### TASK TO COMPLETE:
Copy the data precisely, character for character, and leave out every picture.
::::::
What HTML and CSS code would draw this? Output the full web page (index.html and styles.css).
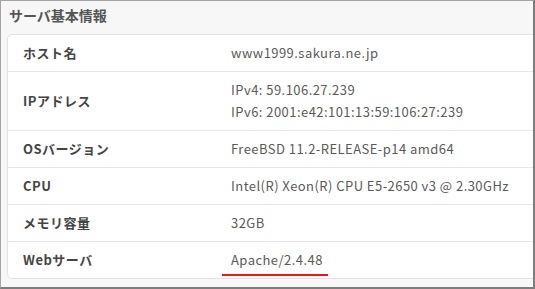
FILE: index.html
```
<!DOCTYPE html>
<html lang="ja">

<head>
    <meta charset="UTF-8">
    <meta name="viewport" content="width=device-width, initial-scale=1.0">
    <title>サーバ基本情報</title>
    <link rel="stylesheet" href="styles.css">
</head>

<body>
    <div class="frame">
        <h2 class="panel-title">サーバ基本情報</h2>
        <div class="info-card">
            <div class="info-row">
                <div class="info-label">ホスト名</div>
                <div class="info-value">www1999.sakura.ne.jp</div>
            </div>
            <div class="info-row">
                <div class="info-label">IPアドレス</div>
                <div class="info-value">
                    IPv4: 59.106.27.239<br>
                    IPv6: 2001:e42:101:13:59:106:27:239
                </div>
            </div>
            <div class="info-row">
                <div class="info-label">OSバージョン</div>
                <div class="info-value">FreeBSD 11.2-RELEASE-p14 amd64</div>
            </div>
            <div class="info-row">
                <div class="info-label">CPU</div>
                <div class="info-value">Intel(R) Xeon(R) CPU E5-2650 v3 @ 2.30GHz</div>
            </div>
            <div class="info-row">
                <div class="info-label">メモリ容量</div>
                <div class="info-value">32GB</div>
            </div>
            <div class="info-row">
                <div class="info-label">Webサーバ</div>
                <div class="info-value"><span class="marked">Apache/2.4.48</span></div>
            </div>
        </div>
    </div>
</body>

</html>
```

FILE: styles.css
```
body {
    margin: 0;
    padding: 0;
    font-family: "Noto Sans CJK JP", "Noto Sans", sans-serif;
    background-color: #ffffff;
}

.frame {
    width: 535px;
    height: 289px;
    box-sizing: border-box;
    background-color: #f7f7f7;
    border-top: 1px solid #a3a3a3;
    border-left: 1px solid #a3a3a3;
    border-right: 2px solid #7d7d7d;
    border-bottom: 2px solid #7d7d7d;
    padding: 0 0 0 6px;
    overflow: hidden;
}

.panel-title {
    margin: 0;
    height: 33px;
    line-height: 29px;
    padding-left: 2px;
    font-size: 14px;
    font-weight: bold;
    color: #555555;
}

.info-card {
    background-color: #ffffff;
    border: 1px solid #e3e3e3;
    border-radius: 5px;
    margin-right: -20px;
}

.info-row {
    display: flex;
    align-items: center;
    padding: 7px 0;
    border-bottom: 1px solid #e6e6e6;
}

.info-row:last-child {
    border-bottom: none;
}

.info-label {
    width: 208px;
    padding-left: 15px;
    font-size: 13px;
    font-weight: bold;
    letter-spacing: 0.5px;
    color: #454545;
    line-height: 22px;
}

.info-value {
    font-size: 13px;
    letter-spacing: 0.45px;
    color: #5a5a5a;
    line-height: 22px;
}

.marked {
    position: relative;
}

/* red annotation line under the web server version */
.marked::after {
    content: "";
    position: absolute;
    left: -9px;
    right: -5px;
    bottom: -7px;
    height: 2px;
    background-color: #e81818;
}
```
::::::
### OUTPUT FOR THIS EXERCISE:
What HTML and CSS code would draw this? Output the full web page (index.html and styles.css).
FILE: index.html
```
<!DOCTYPE html>
<html lang="ja">

<head>
    <meta charset="UTF-8">
    <meta name="viewport" content="width=device-width, initial-scale=1.0">
    <title>サーバ基本情報</title>
    <link rel="stylesheet" href="styles.css">
</head>

<body>
    <div class="frame">
        <h2 class="panel-title">サーバ基本情報</h2>
        <div class="info-card">
            <div class="info-row">
                <div class="info-label">ホスト名</div>
                <div class="info-value">www1999.sakura.ne.jp</div>
            </div>
            <div class="info-row">
                <div class="info-label">IPアドレス</div>
                <div class="info-value">
                    IPv4: 59.106.27.239<br>
                    IPv6: 2001:e42:101:13:59:106:27:239
                </div>
            </div>
            <div class="info-row">
                <div class="info-label">OSバージョン</div>
                <div class="info-value">FreeBSD 11.2-RELEASE-p14 amd64</div>
            </div>
            <div class="info-row">
                <div class="info-label">CPU</div>
                <div class="info-value">Intel(R) Xeon(R) CPU E5-2650 v3 @ 2.30GHz</div>
            </div>
            <div class="info-row">
                <div class="info-label">メモリ容量</div>
                <div class="info-value">32GB</div>
            </div>
            <div class="info-row">
                <div class="info-label">Webサーバ</div>
                <div class="info-value"><span class="marked">Apache/2.4.48</span></div>
            </div>
        </div>
    </div>
</body>

</html>
```

FILE: styles.css
```
body {
    margin: 0;
    padding: 0;
    font-family: "Noto Sans CJK JP", "Noto Sans", sans-serif;
    background-color: #ffffff;
}

.frame {
    width: 535px;
    height: 289px;
    box-sizing: border-box;
    background-color: #f7f7f7;
    border-top: 1px solid #a3a3a3;
    border-left: 1px solid #a3a3a3;
    border-right: 2px solid #7d7d7d;
    border-bottom: 2px solid #7d7d7d;
    padding: 0 0 0 6px;
    overflow: hidden;
}

.panel-title {
    margin: 0;
    height: 33px;
    line-height: 29px;
    padding-left: 2px;
    font-size: 14px;
    font-weight: bold;
    color: #555555;
}

.info-card {
    background-color: #ffffff;
    border: 1px solid #e3e3e3;
    border-radius: 5px;
    margin-right: -20px;
}

.info-row {
    display: flex;
    align-items: center;
    padding: 7px 0;
    border-bottom: 1px solid #e6e6e6;
}

.info-row:last-child {
    border-bottom: none;
}

.info-label {
    width: 208px;
    padding-left: 15px;
    font-size: 13px;
    font-weight: bold;
    letter-spacing: 0.5px;
    color: #454545;
    line-height: 22px;
}

.info-value {
    font-size: 13px;
    letter-spacing: 0.45px;
    color: #5a5a5a;
    line-height: 22px;
}

.marked {
    position: relative;
}

/* red annotation line under the web server version */
.marked::after {
    content: "";
    position: absolute;
    left: -9px;
    right: -5px;
    bottom: -7px;
    height: 2px;
    background-color: #e81818;
}
```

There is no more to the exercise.